Ministero dell'Interno condannato per discriminazione
Comunicati stampa
Scritto da Convergenza delle Culture   

Il Tribunale di Milano, sezione lavoro, con decisione emessa il giorno 13 luglio ha accolto il ricorso proposto da CGIL MILANO, CISL MILANO, UIL MILANO, NAGA, APN, ARCI MILANO e COMUNITA’ NUOVA ONLUS, insieme ad un lavoratore tunisino, contro il Ministero dell’Interno e la Prefettura di Milano.

Il Giudice ha riconosciuto il carattere discriminatorio del comportamento tenuto dal Ministero e consistente nell’aver impedito a migliaia di stranieri di completare la procedura di “sanatoria” a causa della pregressa condanna per il reato di cui all’art 14 c. 5 ter d.lgs 286/98 (il reato commesso da chi non rispetta l’ordine del questore di abbandonare il territorio nazionale, reato che la Corte di Giustizia Europea ha cancellato in quanto contrario al diritto comunitario).

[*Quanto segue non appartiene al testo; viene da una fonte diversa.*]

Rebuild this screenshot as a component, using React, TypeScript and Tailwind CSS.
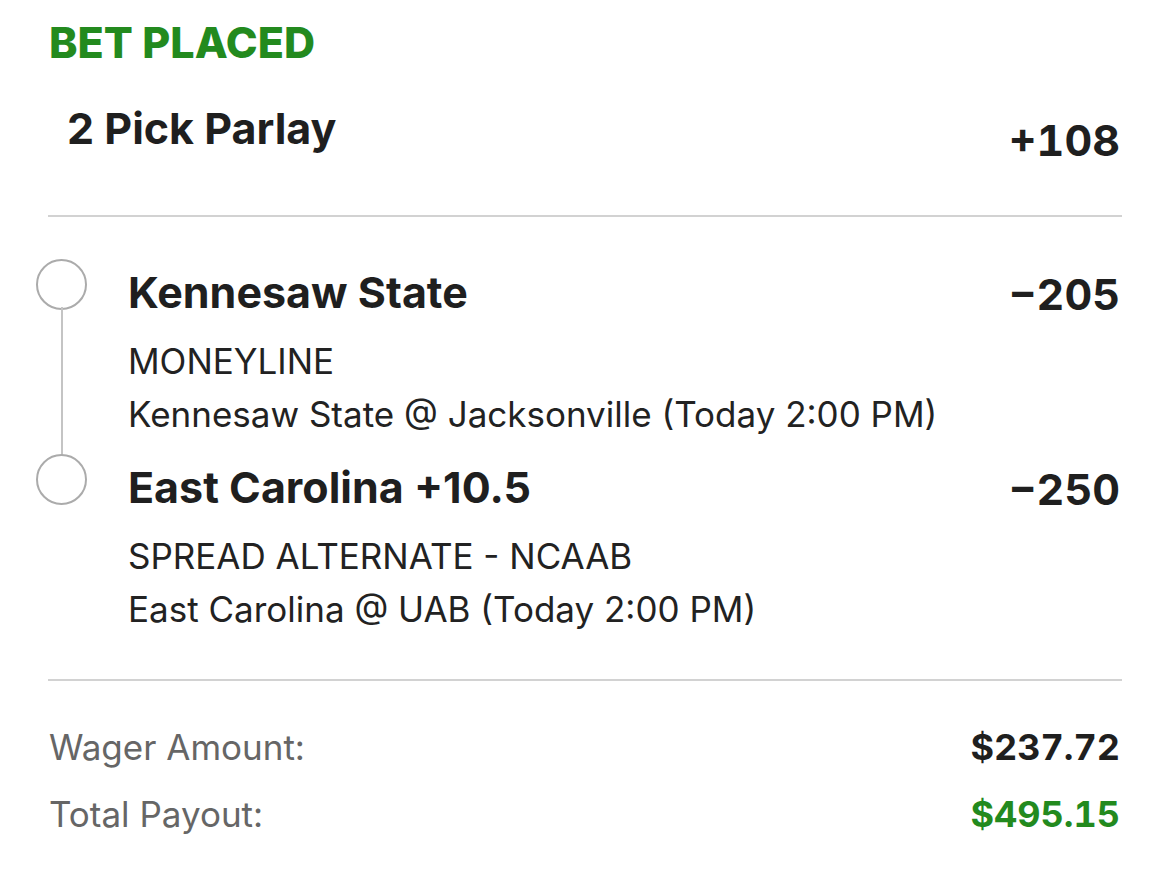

Per il giudice il comportamento del Ministero è discriminatorio “in quanto impedisce allo straniero di pervenire ad una condizione di parità cui avrebbe diritto […] Il rifiuto di ammettere alla regolarizzazione uno straniero che invece ne abbia diritto è pertanto analogo al caso in cui allo straniero venga negato l’accesso ad uno o più beni che gli spetterebbero in virtù del principio di parità”.
Si conclude così, con una condanna per discriminazione, la complessa vicenda che ha visto il Ministero dell’Interno soccombere prima davanti alla Corte di Giustizia, poi avanti il Consiglio di Stato ed ora anche davanti al Giudice del lavoro: a ulteriore conferma di quanto siano errate e contrarie al diritto alcune scelte del governo in materia di immigrazione.
Secondo il Tribunale, dal comportamento discriminatorio può anche discendere il diritto del lavoratore al risarcimento del danno, che spetterà qualora lo straniero sia in grado di dimostrare di aver perso il lavoro originario o di non averne potuto reperire un altro a causa del comportamento discriminatorio del Ministero.
Il Giudice non ha invece potuto affrontare, in quanto sorta dopo l’inizio della causa, la questione oggi più complessa per le famiglie italiane ed i lavoratori stranieri: secondo il Ministero infatti le procedure di sanatoria illegittimamente archiviate potrebbero essere riattivate soltanto mediante una domanda non del lavoratore o di un nuovo datore di lavoro, ma del datore di lavoro che nel 2009 aveva iniziato la procedura di sanatoria e che oggi invece ben potrebbe non essere più interessato al rapporto di lavoro. Migliaia di stranieri rischiano pertanto ancora di restare ingiustamente in condizione di irregolarità causata da quegli stessi errori del Ministero che il Tribunale oggi ha censurato. Su questi casi le associazioni continueranno a promuovere tutte le azioni necessarie per tutelare pienamente i diritti di tutti i lavoratori interessati.